Some art works shout at you - Gallagher's whisper to you: "Come here I want to tell you a secret.” Her work reminded me of Georgian flower and plant watercolours, Outsider art, Marlene Dumas watercolour nudes, Chris Ofili's intricately patterned and collaged paintings and many other female artists interested in natural forms and female identity like Nancy Spero. However, at no time did I feel she was pastishing or plagiarizing others - her own vision was consistent throughout. Yes, her art was identity art - but she had so much more to say about life than just what colour her skin was. I quickly sheathed my weapon and bowed in homage.
             

Gallagher's work had a wonderfully obsessive and secretive quality. There was none of the tedious narcissism of Tracey Emin, none of the boring repetition of Rachel Whiteread, none of the bogus Feminist rant of Barbara Kruger or Jenny Holzer and none of the attention seeking of well - take your pick of exhibitionist female artists of my day.

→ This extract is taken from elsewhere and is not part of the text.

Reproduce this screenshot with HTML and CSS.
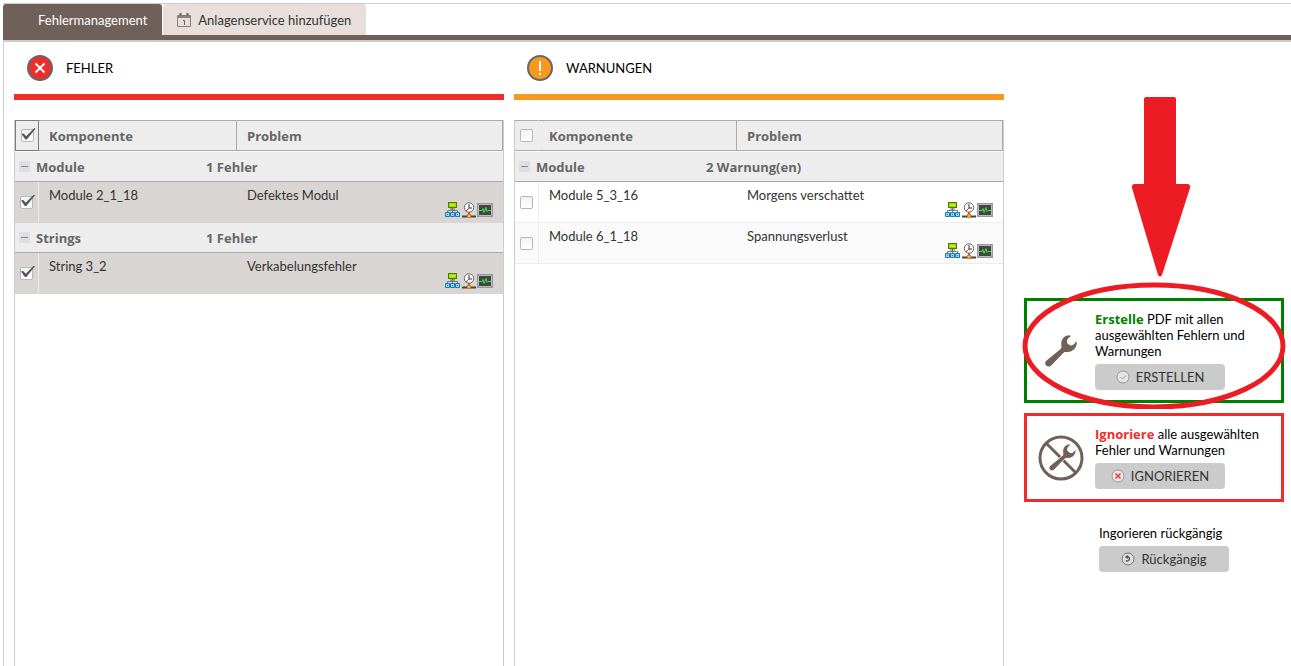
FILE: index.html
```html
<!DOCTYPE html>
<html lang="de">
<head>
<meta charset="utf-8">
<title>Fehlermanagement</title>
<link rel="stylesheet" href="styles.css">
</head>
<body>
<svg class="defs" aria-hidden="true">
  <defs>
    <symbol id="tools" viewBox="0 0 48 16">
      <path d="M7.500 6v5M2.500 11V8.500h10V11" fill="none" stroke="#777"/>
      <rect x="3.500" y="0.500" width="8" height="5" fill="#a5d500" stroke="#438000"/>
      <path d="M5 2h5v2H5z" fill="#c8ea20"/>
      <path d="M5 7h5" stroke="#666"/>
      <g fill="#9bdcfa" stroke="#1878b8"><path d="M.500 10.500h4v4h-4zM5.500 10.500h4v4h-4zM10.500 10.500h4v4h-4z"/></g>
      <path d="M2 12h1v1H2zM7 12h1v1H7zM12 12h1v1h-1z" fill="#1878b8"/>
      <path d="M17 14.500h14" stroke="#444" stroke-width="2"/>
      <path d="M24 10v4" stroke="#777" stroke-width="2"/>
      <circle cx="24" cy="5.500" r="4.700" fill="#fff" stroke="#666"/>
      <path d="M24 2v4h3" fill="none" stroke="#333"/>
      <path d="M24 6l-3 3" stroke="#e22" />
      <rect x="22.500" y="12.500" width="3" height="3" fill="#ffb43c" stroke="#d88010"/>
      <rect x="32.500" y="1.500" width="15" height="13" fill="#444" stroke="#999"/>
      <path d="M33.500 13.500v-11h13v11z" fill="none" stroke="#bbb"/>
      <path d="M34 8.500h3l1-2 1 4 2-5 1 4 1-1h3" fill="none" stroke="#35ea45"/>
    </symbol>
    <symbol id="wrench" viewBox="-1 -1 34 34">
      <path d="M25 .300C20 0 15 4 16.500 11.500 16.700 12.800 16 13.500 15 14.500L1.300 25.700C-2 29 2.500 33.500 6 30.700L18 18.200C19 17.200 20 16.700 21.500 17 27.500 17.600 32 13 31.800 7.500L30.700 6.500C30 9 27.500 11 24.800 10.200L22.300 8.200C21.300 5.500 22.500 3 25.600 1.500Z" fill="#6f6059"/>
    </symbol>
  </defs>
</svg>
<nav class="tabs">
  <button class="tab tab-active" type="button">Fehlermanagement</button>
  <button class="tab" type="button">
    <svg class="tab-icon" viewBox="0 0 14 14" width="14" height="14" aria-hidden="true">
      <path d="M.500 2.500h13v11H.500zM.500 4.500h13" fill="none" stroke="#8d817b"/>
      <path d="M1 3h12v2H1z" fill="#8d817b"/>
      <path d="M3.500 0v3M10.500 0v3" stroke="#6f6059" stroke-width="2"/>
      <path d="M6 7.500h1.500V12" fill="none" stroke="#6f6059"/>
    </svg>
    Anlagenservice hinzufügen
  </button>
</nav>
<main class="content">
  <section class="column column-error">
    <h2 class="column-title">
      <svg viewBox="0 0 26 26" width="26" height="26" aria-hidden="true"><circle cx="13" cy="13" r="12" fill="#ef2d2a" stroke="#666" stroke-width="2"/><path d="m8.500 8.500 9 9m0-9-9 9" stroke="#fff" stroke-width="2"/></svg>
      FEHLER
    </h2>
    <div class="panel">
      <table class="grid">
        <thead>
          <tr>
            <th class="check check-focus"><input type="checkbox" aria-label="Alle Fehler auswählen" checked></th>
            <th class="component">Komponente</th>
            <th>Problem</th>
          </tr>
        </thead>
        <tbody>
          <tr class="group"><td colspan="3"><div class="group-line"><button class="fold" type="button" aria-label="Module einklappen"></button><span class="group-name">Module</span><span>1 Fehler</span></div></td></tr>
          <tr class="selected">
            <td class="check"><input type="checkbox" aria-label="Module 2_1_18" checked></td>
            <td>Module 2_1_18</td>
            <td><div class="problem">Defektes Modul<svg class="tools" aria-hidden="true"><use href="#tools"/></svg></div></td>
          </tr>
          <tr class="group"><td colspan="3"><div class="group-line"><button class="fold" type="button" aria-label="Strings einklappen"></button><span class="group-name">Strings</span><span>1 Fehler</span></div></td></tr>
          <tr class="selected">
            <td class="check"><input type="checkbox" aria-label="String 3_2" checked></td>
            <td>String 3_2</td>
            <td><div class="problem">Verkabelungsfehler<svg class="tools" aria-hidden="true"><use href="#tools"/></svg></div></td>
          </tr>
        </tbody>
      </table>
    </div>
  </section>
  <section class="column column-warning">
    <h2 class="column-title">
      <svg viewBox="0 0 26 26" width="26" height="26" aria-hidden="true"><circle cx="13" cy="13" r="12" fill="#f8981d" stroke="#666" stroke-width="2"/><path d="M13 6v10m0 2v2" stroke="#fff" stroke-width="2"/></svg>
      WARNUNGEN
    </h2>
    <div class="panel">
      <table class="grid">
        <thead>
          <tr>
            <th class="check"><input type="checkbox" aria-label="Alle Warnungen auswählen"></th>
            <th class="component">Komponente</th>
            <th>Problem</th>
          </tr>
        </thead>
        <tbody>
          <tr class="group"><td colspan="3"><div class="group-line"><button class="fold" type="button" aria-label="Module einklappen"></button><span class="group-name">Module</span><span>2 Warnung(en)</span></div></td></tr>
          <tr>
            <td class="check"><input type="checkbox" aria-label="Module 5_3_16"></td>
            <td>Module 5_3_16</td>
            <td><div class="problem">Morgens verschattet<svg class="tools" aria-hidden="true"><use href="#tools"/></svg></div></td>
          </tr>
          <tr class="alternate">
            <td class="check"><input type="checkbox" aria-label="Module 6_1_18"></td>
            <td>Module 6_1_18</td>
            <td><div class="problem">Spannungsverlust<svg class="tools" aria-hidden="true"><use href="#tools"/></svg></div></td>
          </tr>
        </tbody>
      </table>
    </div>
  </section>
  <aside class="actions">
    <section class="card card-create">
      <svg class="card-icon" viewBox="0 0 46 46" aria-hidden="true"><use href="#wrench" x="6" y="6" width="34" height="34"/></svg>
      <div>
        <p class="card-text"><strong>Erstelle</strong> PDF mit allen ausgewählten Fehlern und Warnungen</p>
        <button class="action" type="button">
          <svg viewBox="0 0 14 14" width="14" height="14" aria-hidden="true"><circle cx="7" cy="7" r="6" fill="#e8e4e2" stroke="#999"/><path d="m4.500 7 2 2 3.500-3.500" fill="none" stroke="#6cbf6c"/></svg>
          ERSTELLEN
        </button>
      </div>
      <svg class="marker" viewBox="0 0 264 313" width="264" height="313" aria-hidden="true">
        <path d="M124 1h28q2 0 2 2v85h12q3 1 2 4l-28 87q-2 3-4 0l-26-87q-1-3 2-4h10V3q0-2 2-2z" fill="#ed1c24"/>
        <ellipse cx="132" cy="250" rx="129" ry="61" fill="none" stroke="#ed1c24" stroke-width="5"/>
      </svg>
    </section>
    <section class="card card-ignore">
      <svg class="card-icon" viewBox="0 0 46 46" aria-hidden="true"><circle cx="23" cy="23" r="21" fill="none" stroke="#6f6059" stroke-width="3"/><path d="m8 8 30 30" stroke="#6f6059" stroke-width="3"/><use href="#wrench" x="10" y="8" width="29" height="29" stroke="#fff" stroke-width="1"/></svg>
      <div>
        <p class="card-text"><strong>Ignoriere</strong> alle ausgewählten Fehler und Warnungen</p>
        <button class="action" type="button">
          <svg viewBox="0 0 14 14" width="14" height="14" aria-hidden="true"><circle cx="7" cy="7" r="6" fill="#e8e4e2" stroke="#999"/><path d="m4.500 4.500 5 5m0-5-5 5" stroke="#ef2d2a" stroke-width="1.300"/></svg>
          IGNORIEREN
        </button>
      </div>
    </section>
    <section class="undo">
      <p class="card-text">Ingorieren rückgängig</p>
      <button class="action" type="button">
        <svg viewBox="0 0 14 14" width="14" height="14" aria-hidden="true"><circle cx="7" cy="7" r="6" fill="#e0dcda" stroke="#777"/><path d="M4.500 5h3a2.200 2.200 0 1 1-2.700 3.500" fill="none" stroke="#555" stroke-width="1.400"/><path d="M7 3v4L4 5z" fill="#555"/></svg>
        Rückgängig
      </button>
    </section>
  </aside>
</main>
</body>
</html>
```
FILE: styles.css
```css
* { box-sizing: border-box; }
body {
  margin: 0;
  padding: 3px 0 0 3px;
  min-height: 100vh;
  display: flex;
  flex-direction: column;
  background: #fff;
  color: #000;
  font: 13px/16px Lato, "Noto Sans", sans-serif;
}
button { font: inherit; color: inherit; border: 0; }
.defs { position: absolute; width: 0; height: 0; }

.tabs {
  display: flex;
  gap: 1px;
  border-top: 1px solid #ccc;
  border-bottom: 5px solid #6f6059;
}
.tab {
  display: flex;
  align-items: center;
  gap: 7px;
  height: 31px;
  padding: 0 15px 0 14px;
  border-radius: 3px 3px 0 0;
  background: #e8dfdd;
  color: #333;
}
.tab-active { padding: 0 15px 0 35px; background: #6f6059; color: #fff; }

.content {
  flex: 1;
  display: flex;
  padding: 13px 7px 0 10px;
  border-top: 2px solid #ccc;
  border-left: 1px solid #ccc;
}
.column { flex: 1; display: flex; flex-direction: column; }
.column + .column { margin-left: 10px; }
.column-title {
  display: flex;
  align-items: center;
  gap: 13px;
  margin: 0 0 20px;
  padding: 0 0 13px 13px;
  border-bottom: 6px solid #ef2d2a;
  font-size: 13px;
  font-weight: 400;
}
.column-warning .column-title { border-color: #f8981d; }
.panel {
  flex: 1;
  border: 1px solid #ccc;
  border-width: 0 1px;
}

.grid { width: 100%; table-layout: fixed; border-collapse: separate; border-spacing: 0; }
.grid th {
  height: 31px;
  padding: 0 10px;
  border: 1px solid #aaa;
  border-width: 1px 1px 1px 0;
  background: #ededed;
  color: #666;
  text-align: left;
}
.grid th, .group, strong { font-family: "Open Sans", "Noto Sans", sans-serif; font-weight: 700; }
.grid th.check { width: 24px; border-right-color: #ededed; }
.grid th.check-focus { border: 1px solid #857a75; }
.grid th.component { width: 198px; }
.grid td { padding: 5px 10px 4px; vertical-align: top; color: #333; border-bottom: 1px solid #ededed; }
.grid .check { padding: 0; text-align: center; vertical-align: middle; }
.grid td.check { border-right: 1px solid #ededed; }
.selected td { background: #d9d5d2; border-bottom-color: #d9d5d2; }
.alternate td { background: #fafafa; }
.grid .group td { height: 30px; padding: 0 4px; vertical-align: middle; background: #ededed; color: #666; border-bottom: 1px solid #aaa; }
.grid .group:first-child td { height: 31px; border-top: 1px solid #fafafa; }
.group-line { display: flex; align-items: center; }
.group-name { width: 176px; padding-left: 6px; }
.fold {
  display: grid;
  place-items: center;
  width: 11px;
  height: 11px;
  padding: 0;
  background: #dcdee2;
}
.fold::before { content: ""; width: 7px; height: 1px; background: #888; }
.problem { display: flex; justify-content: space-between; min-height: 31px; }
.tools { width: 48px; height: 16px; align-self: flex-end; }

input[type="checkbox"] {
  appearance: none;
  position: relative;
  display: block;
  width: 13px;
  height: 13px;
  margin: 0 auto;
  border: 1px solid #b8b8b8;
  border-radius: 2px;
  background: linear-gradient(#f2f2f2, #fff);
}
input[type="checkbox"]:checked::before {
  content: "";
  position: absolute;
  left: 0;
  top: -2px;
  width: 14px;
  height: 12px;
  background: #555;
  clip-path: polygon(0 50%, 16% 45%, 34% 68%, 92% 0, 100% 6%, 38% 96%, 28% 96%);
}

.actions { flex: 0 0 260px; margin-left: 20px; padding-top: 243px; }
.card {
  position: relative;
  display: flex;
  align-items: center;
  gap: 11px;
  margin-bottom: 10px;
  padding: 10px 11px;
  border: 3px solid #ef2d2a;
}
.card-create { border-color: #008000; }
.card-icon { flex: none; width: 46px; height: 46px; }
.card-text { margin: 0 0 5px; }
.card strong { line-height: 1; }
.card-create strong { color: #008000; }
.card-ignore strong { color: #ef2d2a; }
.marker { position: absolute; left: -5px; top: -205px; pointer-events: none; }
.action {
  display: flex;
  align-items: center;
  justify-content: center;
  gap: 6px;
  width: 130px;
  height: 26px;
  padding: 0;
  border-radius: 4px;
  background: #cbcbcb;
  color: #333;
}
.undo { padding: 13px 0 0 75px; }
```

Although Gallagher had private schooling and a fairly easy road to the top of the New York art world (in 1995 she was shown in the Whitney Biennial - aged only thirty - and two years later she was a Gagosian artist) I felt her art was truly self-driven and not reliant on the world around her - I knew that success or failure would not stop her need to create.
             

After we had gone around the show once - Carol pleaded: "Do you want to go around again?" "Yes sure!" I replied. So we looked over the work afresh - still enthralled by this wonderful woman's discrete and highly skilled works. Was she a great artist up there with the best of the past twenty years - I thought so - but then that didn’t really say much. These days were truly awful times for contemporary art.  However, I looked forward to watching her understated and very intelligent and compassionate art develop.